2 Responses to “Cambodia: Part 3”

  1. Roger Garms Says:

    Marina, we thank you for all the effort and expense you took to come to help us get started. Your enthusiasm and teaching skills were just what was needed! We now provide regular practice (an hour at a time) and will see if students can increase their skills. If the students can keep learning and teachers can manage the program, we have found a local person with computer training to advise and do repairs. If this all works, we will apply for a grant for more computers.

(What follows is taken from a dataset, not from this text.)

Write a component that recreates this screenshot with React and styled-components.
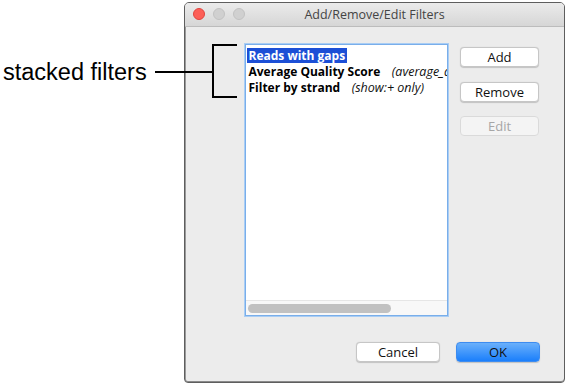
import React from "react";
import styled, { createGlobalStyle } from "styled-components";

const Global = createGlobalStyle`
  html, body { margin: 0; padding: 0; background: #ffffff; }
  body { font-family: "Open Sans", "DejaVu Sans", sans-serif; }
`;

const Stage = styled.div`
  position: relative;
  width: 570px;
  height: 389px;
  display: flex;
  align-items: flex-start;
  padding-top: 2px;
  box-sizing: border-box;
  overflow: hidden;
`;

const Annotation = styled.div`
  width: 184px;
  flex: none;
  padding: 57px 0 0 3px;
  box-sizing: border-box;
`;

const AnnotationLabel = styled.span`
  font-family: "Liberation Sans", Arial, sans-serif;
  font-size: 23.5px;
  line-height: 26px;
  color: #000;
  white-space: nowrap;
`;

const Bracket = styled.svg`
  position: absolute;
  left: 150px;
  top: 40px;
  overflow: visible;
`;

const Window = styled.div`
  width: 381px;
  height: 381px;
  flex: none;
  box-sizing: border-box;
  border: 1px solid #5e5e5e;
  border-radius: 5px 5px 4px 4px;
  box-shadow: inset 1px 0 0 #9a9a9a, inset 0 -1px 0 #8a8a8a;
  background: #ececec;
  display: flex;
  flex-direction: column;
  overflow: hidden;
`;

const TitleBar = styled.div`
  position: relative;
  height: 23px;
  flex: none;
  display: flex;
  align-items: center;
  justify-content: center;
  background: linear-gradient(#ebebeb, #d6d6d6);
  border-bottom: 1px solid #bcbcbc;
`;

const Lights = styled.div`
  position: absolute;
  left: 8px;
  top: 5px;
  display: flex;
  gap: 8px;
`;

const Light = styled.span`
  width: 12px;
  height: 12px;
  border-radius: 50%;
  box-sizing: border-box;
  background: ${(p) => (p.$red ? "#fc5f57" : "#d0d0d0")};
  border: 1px solid ${(p) => (p.$red ? "#e0443e" : "#c2c2c2")};
`;

const Title = styled.span`
  font-size: 12.5px;
  color: #444;
  line-height: 16px;
`;

const Body = styled.div`
  flex: 1;
  display: flex;
  flex-direction: column;
  padding: 17px 24px 0 60px;
`;

const MainRow = styled.div`
  display: flex;
  align-items: flex-start;
  gap: 12px;
`;

const ListBox = styled.div`
  width: 203px;
  height: 272px;
  box-sizing: border-box;
  border: 1px solid #79aeea;
  box-shadow: 0 0 0 1px #a9cdf4;
  background: #ffffff;
  display: flex;
  flex-direction: column;
  overflow: hidden;
`;

const Items = styled.div`
  flex: 1;
  padding: 2px 0 0 1px;
  overflow: hidden;
`;

const Row = styled.div`
  display: flex;
  align-items: center;
  height: 16px;
  white-space: nowrap;
`;

const Name = styled.span`
  font-weight: 700;
  font-size: 12px;
  line-height: 15px;
  padding: 0 1.5px;
  color: ${(p) => (p.$selected ? "#ffffff" : "#000000")};
  background: ${(p) => (p.$selected ? "#1c4fd6" : "transparent")};
`;

const Detail = styled.span`
  font-style: italic;
  font-size: 12.5px;
  line-height: 15px;
  margin-left: 10px;
  color: #111;
`;

const ScrollTrack = styled.div`
  height: 14px;
  flex: none;
  background: #f8f8f8;
  border-top: 1px solid #e6e6e6;
  display: flex;
  align-items: center;
  padding-left: 2px;
`;

const ScrollThumb = styled.div`
  width: 143px;
  height: 9px;
  border-radius: 5px;
  background: #c1c1c1;
`;

const ButtonColumn = styled.div`
  display: flex;
  flex-direction: column;
  gap: 14.5px;
  padding-top: 3px;
`;

const Button = styled.button`
  width: ${(p) => p.$w || 79}px;
  height: 20px;
  box-sizing: border-box;
  padding: 0;
  font-family: "Open Sans", "DejaVu Sans", sans-serif;
  font-size: 13px;
  line-height: 16px;
  border-radius: 4px;
  border: 1px solid ${(p) => (p.$primary ? "#3d8cf0" : p.disabled ? "#dadada" : "#c6c6c6")};
  color: ${(p) => (p.disabled ? "#a6a6a6" : "#111")};
  background: ${(p) =>
    p.$primary
      ? "linear-gradient(#6ab0fb, #1b7ffb)"
      : p.disabled
      ? "#f4f4f4"
      : "#ffffff"};
  box-shadow: ${(p) => (p.disabled ? "none" : "0 0.5px 1px rgba(0,0,0,0.18)")};
`;

const Footer = styled.div`
  display: flex;
  justify-content: flex-end;
  gap: 16px;
  margin-top: 26px;
`;

export default function App() {
  return (
    <>
      <Global />
      <Stage>
        <Annotation>
          <AnnotationLabel>stacked filters</AnnotationLabel>
        </Annotation>
        <Window>
          <TitleBar>
            <Lights>
              <Light $red />
              <Light />
              <Light />
            </Lights>
            <Title>Add/Remove/Edit Filters</Title>
          </TitleBar>
          <Body>
            <MainRow>
              <ListBox>
                <Items>
                  <Row>
                    <Name $selected>Reads with gaps</Name>
                  </Row>
                  <Row>
                    <Name>Average Quality Score</Name>
                    <Detail>(average_quality &gt; 20)</Detail>
                  </Row>
                  <Row>
                    <Name>Filter by strand</Name>
                    <Detail>(show:+ only)</Detail>
                  </Row>
                </Items>
                <ScrollTrack>
                  <ScrollThumb />
                </ScrollTrack>
              </ListBox>
              <ButtonColumn>
                <Button>Add</Button>
                <Button>Remove</Button>
                <Button disabled>Edit</Button>
              </ButtonColumn>
            </MainRow>
            <Footer>
              <Button $w={84}>Cancel</Button>
              <Button $w={84} $primary>OK</Button>
            </Footer>
          </Body>
        </Window>
        <Bracket width="95" height="62" viewBox="0 0 95 62">
          <path d="M5 32 H63 M87 5 H63 V57 H87" fill="none" stroke="#000" strokeWidth="2" />
        </Bracket>
      </Stage>
    </>
  );
}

    These children were so fascinated! I think (following our conversation) that it is because school is mostly rote learning and recitation. The computers let them problem solve, think and plan. The XOs are much more valuable than I had imagined – they actually teach thinking. Thank you so much for helping us with this.

  2. Nancie Severs Says:

    Marina, this blog entry is so very exciting and the photos are priceless! I am thrilled that Roger sees the benefits of the cute little green and very rugged laptop. It is great that he is in the position to demonstrate this to teachers and other adults whose support will help to get XOs in the hands of Cambodian children.
    Yes, micro-deployments can spread the OLPC mission and change the future of the world’s poorest children!